Polish chemist (1904–1991)

Bogusław Bobrański

Bogusław Bobrański (/pl/; 10 May 1904 in Nowy Sącz - 1991) was a Polish chemist. He was the rector of Wrocław Medical University from 1957 - 1962.

== Biography ==
Graduating in Chemistry from the Lviv Polytechnic, Bobrański received his engineering diploma in 1926. He worked in the Department of Organic Chemistry of his university under the supervision of Prof. Edward Sucharda.

Bobrański obtained his doctorate in 1929 and habilitation in 1932. He became head of the Department of Organic and Pharmaceutical Chemistry at the Pharmacy Department of the Jan Kazimierz University in Lviv . During the war, he briefly worked as a professor at the National Institute of Medicine in Lviv, managing the Department of Pharmaceutical Chemistry.

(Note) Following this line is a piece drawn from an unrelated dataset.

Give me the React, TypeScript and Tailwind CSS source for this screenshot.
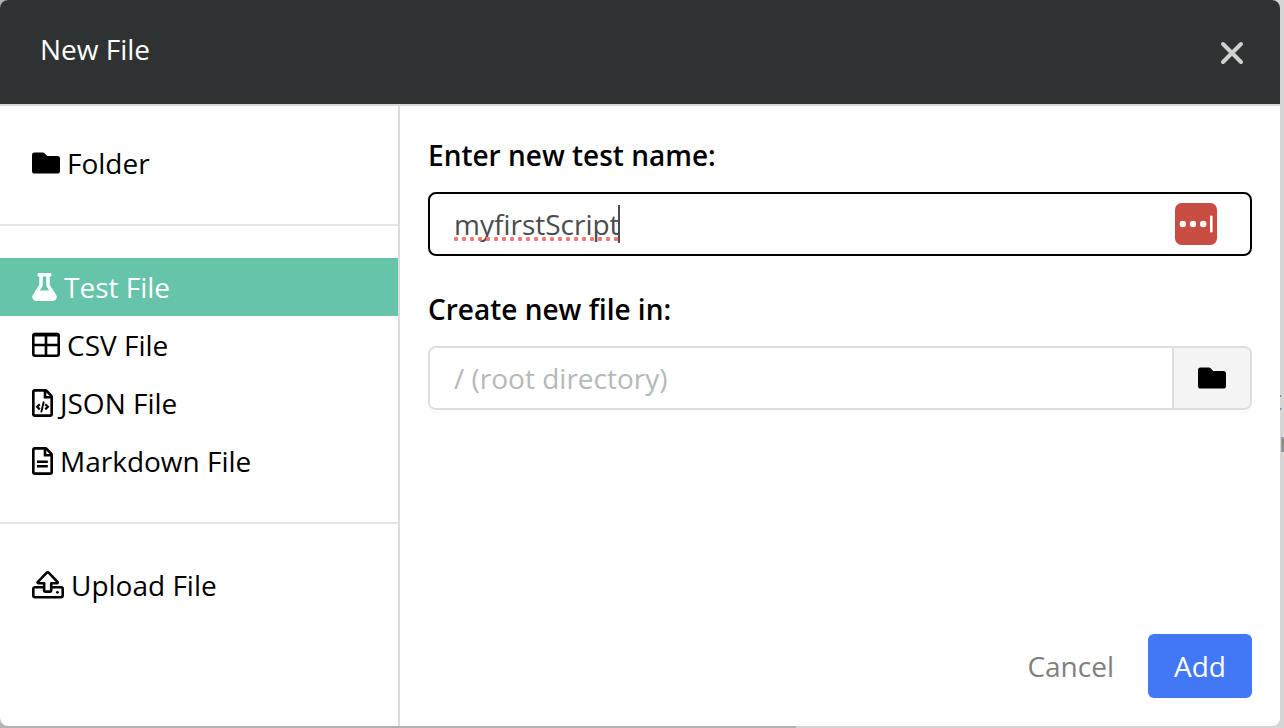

After the forced eviction from Lwów in 1946, he found himself in Wrocław. He worked at the Pharmaceutical Department at the Faculty of Medicine at the local Polytechnic and University. He became the head of the Department of Organic and Pharmaceutical Chemistry at the Wrocław Medical Academy. In 1956 he was appointed full professor.

Bobrański conducted extensive research on organic compounds, especially on psychotropic drugs. In 1956 he synthesised the barbiturate compound proxibarbital, which found medical application in Poland under the trade name of Ipronal, and in Hungary under the name Vasalgin. He also developed industrially attractive total syntheses of caffeine and theophylline, starting from urea.

In addition to academic textbooks, he wrote 150 experimental works in Poland and abroad. A promoter of sixteen doctoral dissertations, five of Prof. Bobrański's doctoral students later became professors in their own right.